ORDER DENYING RELIEF UNDER 28 U.S.C. § 2255, DENYING CERTIFICATE OF APPEALABILITY, AND DENYING LEAVE TO PROCEED ON APPEAL IN FORMA PAUPERIS
Jarrell Cork filed a pro se 28 U.S.C. § 2255 motion and an amended motion on April 28, 2025. (ECF Nos. 1, 2.) The Government was directed to respond on May 5, 2025. (ECF No. 5.) Thereafter, the Government filed its answer in opposition to the motion (ECF No. 6) and also filed the affidavit of Alexander Camp, Cork’s attorney during the criminal proceedings. (ECF No. 6-1.) Cork filed a reply on July 7, 2025. (ECF No. 7.) The matter has now been fully briefed, and the Court finds that the motion should be DENIED. Background On September 11, 2023, grand jurors in the Western District of Tennessee indicted Cork with one count of violating 18 U.S.C. §922(g)(1) in case number 23-cr-10059-STA. The indictment further alleged that Cork qualified as an Armed Career Criminal in violation of 18 U.S.C. §924(e) based on his prior criminal convictions. On February 27, 2024, the Court conducted a change of plea hearing wherein a written plea agreement entered into by the parties was accepted. On June 11, 2024, the Court sentenced Cork to 185 months of incarceration as an Armed Career Criminal. Cork raises several grounds for 2255 relief: (1) he received an “illegal sentence” because of his attorney’s ineffectiveness; (2) his attorney was ineffective for failing to file a direct appeal pursuant to the United States Supreme Court’s holding in United States v. Erlinger; (3) he is
entitled to a new sentencing hearing based on Erlinger; (4) his attorney was ineffective for failing to request a categorical approach to his drug offense and prior convictions; (5) his attorney was ineffective for failing to file a motion to suppress. Analysis A Court should hold an evidentiary hearing on a § 2255 motion “[u]nless the motion and the files and records of the case conclusively show that the prisoner is entitled to no relief.” 28 U.S.C. § 2255(b). That is, “no hearing is required if the petitioner’s allegations ‘cannot be accepted as true because they are contradicted by the record, inherently incredible, or conclusions rather than statements of fact.’” Arredondo v.

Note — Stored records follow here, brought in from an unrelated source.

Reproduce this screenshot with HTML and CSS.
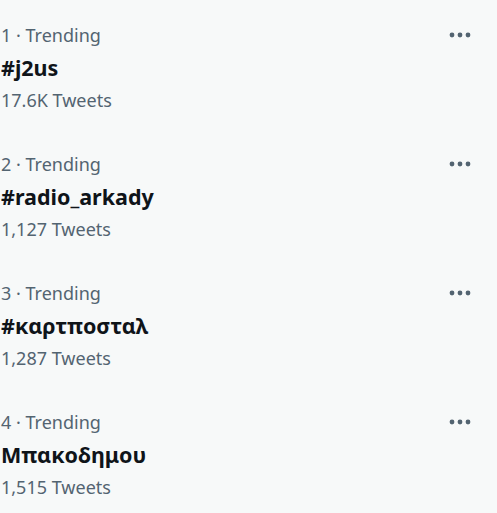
FILE: index.html
```html
<!DOCTYPE html>
<html>
<head>
<meta charset="utf-8">
<link rel="stylesheet" href="styles.css">
</head>
<body>
<div class="list">
  <div class="trend">
    <div class="meta"><span>1 · Trending</span><span class="more"><svg width="24" height="8" viewBox="0 0 24 8"><circle cx="4" cy="4" r="2.4"/><circle cx="12" cy="4" r="2.4"/><circle cx="20" cy="4" r="2.4"/></svg></span></div>
    <div class="title">#j2us</div>
    <div class="count">17.6K Tweets</div>
  </div>
  <div class="trend">
    <div class="meta"><span>2 · Trending</span><span class="more"><svg width="24" height="8" viewBox="0 0 24 8"><circle cx="4" cy="4" r="2.4"/><circle cx="12" cy="4" r="2.4"/><circle cx="20" cy="4" r="2.4"/></svg></span></div>
    <div class="title">#radio_arkady</div>
    <div class="count">1,127 Tweets</div>
  </div>
  <div class="trend">
    <div class="meta"><span>3 · Trending</span><span class="more"><svg width="24" height="8" viewBox="0 0 24 8"><circle cx="4" cy="4" r="2.4"/><circle cx="12" cy="4" r="2.4"/><circle cx="20" cy="4" r="2.4"/></svg></span></div>
    <div class="title">#καρτποσταλ</div>
    <div class="count">1,287 Tweets</div>
  </div>
  <div class="trend">
    <div class="meta"><span>4 · Trending</span><span class="more"><svg width="24" height="8" viewBox="0 0 24 8"><circle cx="4" cy="4" r="2.4"/><circle cx="12" cy="4" r="2.4"/><circle cx="20" cy="4" r="2.4"/></svg></span></div>
    <div class="title">Μπακοδημου</div>
    <div class="count">1,515 Tweets</div>
  </div>
</div>
</body>
</html>
```
FILE: styles.css
```css
html, body {
  margin: 0;
  padding: 0;
  background: #f7f9f9;
}
body {
  font-family: "Noto Sans", "Open Sans", sans-serif;
  color: #0f1419;
}
.list {
  padding-left: 1px;
  padding-right: 25px;
}
.trend {
  padding: 22px 0 17px;
}
.meta {
  height: 26px;
  line-height: 26px;
  font-size: 18px;
  color: #536471;
  display: flex;
  justify-content: space-between;
  align-items: center;
}
.more {
  display: flex;
  align-items: center;
}
.more svg {
  fill: #536471;
  display: block;
}
.title {
  height: 40px;
  line-height: 40px;
  font-size: 21.5px;
  font-weight: 700;
}
.count {
  height: 24px;
  line-height: 24px;
  font-size: 18px;
  color: #536471;
}
```
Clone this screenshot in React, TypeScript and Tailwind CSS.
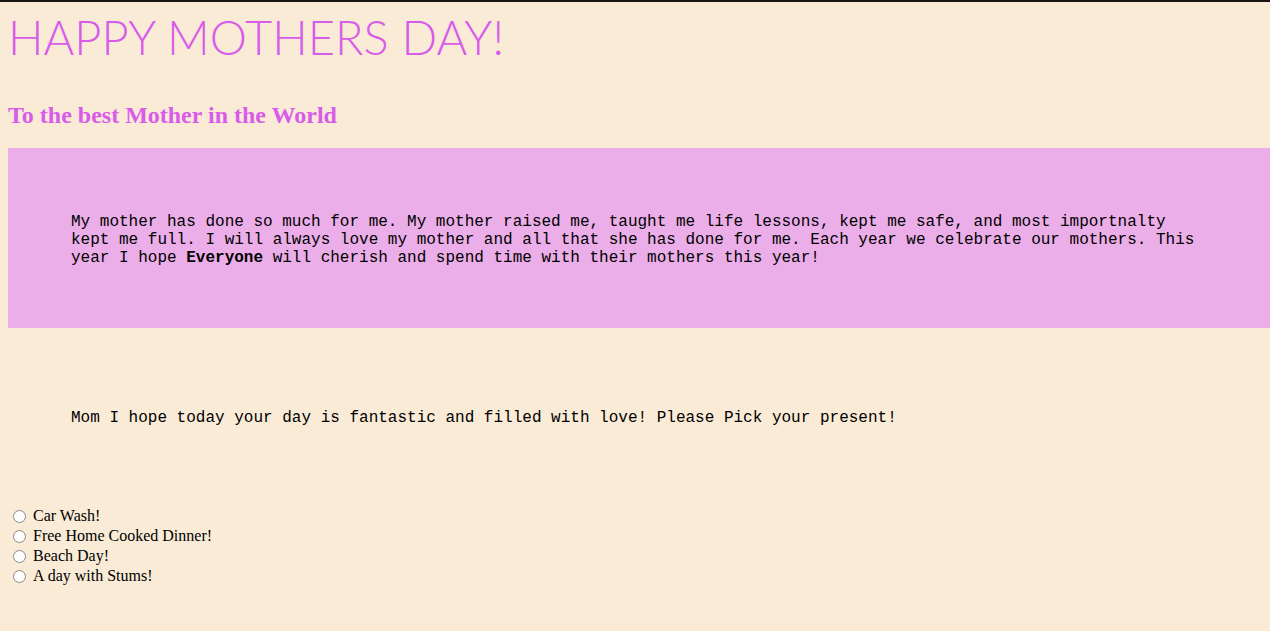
export default function App() {
  const options = ["Car Wash!", "Free Home Cooked Dinner!", "Beach Day!", "A day with Stums!"];
  return (
    <div className="min-h-[631px] bg-[#faebd7] border-t-2 border-[#1c1515] overflow-hidden">
      <div className="px-2">
        <h1 className="text-[47px] leading-[58px] text-[#d95ce9] mt-[6px] font-light font-['Lato','Open_Sans',sans-serif]">
          HAPPY MOTHERS DAY!
        </h1>
        <h2 className="text-[24px] leading-[28px] font-bold text-[#d95ce9] mt-[35px] font-['Liberation_Serif',serif]">
          To the best Mother in the World
        </h2>
        <div className="mt-[19px] mr-[-8px] bg-[#ebaee8] px-[63px] pt-[65px] pb-[61px] text-[16px] leading-[18px] text-black font-['Liberation_Mono',monospace]">
          <p>
            My mother has done so much for me. My mother raised me, taught me life lessons, kept me safe, and most importnalty kept me full. I will always love my mother and all that she has done for me. Each year we celebrate our mothers. This year I hope <b>Everyone</b> will cherish and spend time with their mothers this year!
          </p>
        </div>
        <div className="mt-[16px] px-[63px] pt-[65px] pb-[61px] text-[16px] leading-[18px] text-black font-['Liberation_Mono',monospace]">
          <p>Mom I hope today your day is fantastic and filled with love! Please Pick your present!</p>
        </div>
        <div className="mt-[18px] flex flex-col text-[16px] text-black font-['Liberation_Serif',serif]">
          {options.map((o) => (
            <label key={o} className="flex items-center h-[20px]">
              <span className="ml-[5px] mr-[7px] w-[13px] h-[13px] rounded-full border border-[#8a8a8a] bg-white inline-block" />
              <span>{o}</span>
            </label>
          ))}
        </div>
      </div>
    </div>
  );
}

United States, 178 F.3d 778, 782 (6th Cir. 1999) (quoting
Engelen v. United States, 68 F.3d 238, 240 (8th Cir. 1995)); see also Napier v. United States, 1993 WL 406795, at *2 (6th Cir. Oct. 8, 1993) (“To be entitled to a hearing, the prisoner must set forth detailed factual allegations which, if true, would entitle him to relief under § 2255.” (citations omitted)). A Court reviewing a § 2255 motion is not required to conduct an evidentiary hearing when a movant’s “self-serving statements in an affidavit [] are contradicted by a credible version of events in an affidavit from his trial counsel.” United States v. Walls, 2008 WL 927926, at *12 (E.D. Ky. Apr. 4, 2008); see also Cummings v. United States, 84 F. App’x 603, 2003 WL 23140049 (6th Cir. 2003) (affirming denial of § 2255 motion when district court credited trial counsel’s affidavit stating that defendant had not asked him to file appeal); Garner v. United States, 2006 2 WL 2585066 (E.D. Tenn. 2006) (affirming denial of § 2255 motion, crediting counsel’s affidavit that defendant did not request appeal over contrary statement of defendant that he requested appeal). The Court finds that an evidentiary hearing is not warranted in the present case because the undisputed facts in the record show conclusively that Cork’s claims are without merit. Legal Standard
“A prisoner seeking relief under 28 U.S.C. § 2255 must allege either: (1) an error of constitutional magnitude; (2) a sentence imposed outside the statutory limits; or (3) an error of fact or law that was so fundamental as to render the entire proceeding invalid.” Short v. United States, 471 F.3d 686, 691 (6th Cir. 2006) (internal quotation marks omitted). The movant has the burden of proving that he is entitled to relief by a preponderance of the evidence. Pough v. United States, 442 F.3d 959, 964 (6th Cir. 2006). In his motion, Cork claims that Attorney Camp provided ineffective assistance of counsel in various ways. A claim that an attorney’s ineffective assistance has deprived a criminal defendant of his Sixth Amendment right to counsel alleges an error of constitutional magnitude cognizable
in a § 2255 proceeding. See id. Such a claim is controlled by the standards stated in Strickland v. Washington, 466 U.S. 668 (1984). Id. at 966. To succeed on an ineffective-assistance claim, a movant must demonstrate two elements: (1) “that counsel’s performance was deficient”; and (2) “that the deficient performance prejudiced the defense.” Strickland, 466 U.S. at 687. “The benchmark for judging any claim of ineffectiveness must be whether counsel’s conduct so undermined the proper functioning of the adversarial process that the trial cannot be relied on as having produced a just result.” Id. at 686. To establish deficient performance, a movant “must show that counsel’s representation fell below an objective standard of reasonableness.” Id. at 688. A Court considering a claim of 3 ineffective assistance must apply “a strong presumption” that the attorney’s representation was “within the wide range of reasonable professional assistance; that is, the defendant must overcome the presumption that, under the circumstances, the challenged action might be considered sound trial strategy.” Id. at 689 (internal quotation marks omitted). In Bobby v. Van Hook, the Supreme Court reiterated that an objective standard of
reasonableness is required: No particular set of detailed rules for counsel’s conduct can satisfactorily take account of the variety of circumstances faced by defense counsel or the range of legitimate decisions regarding how best to represent a criminal defendant. Restatements of professional standards, we have recognized, can be useful as “guides” to what reasonableness entails, but only to the extent they describe the professional norms prevailing when the representation took place.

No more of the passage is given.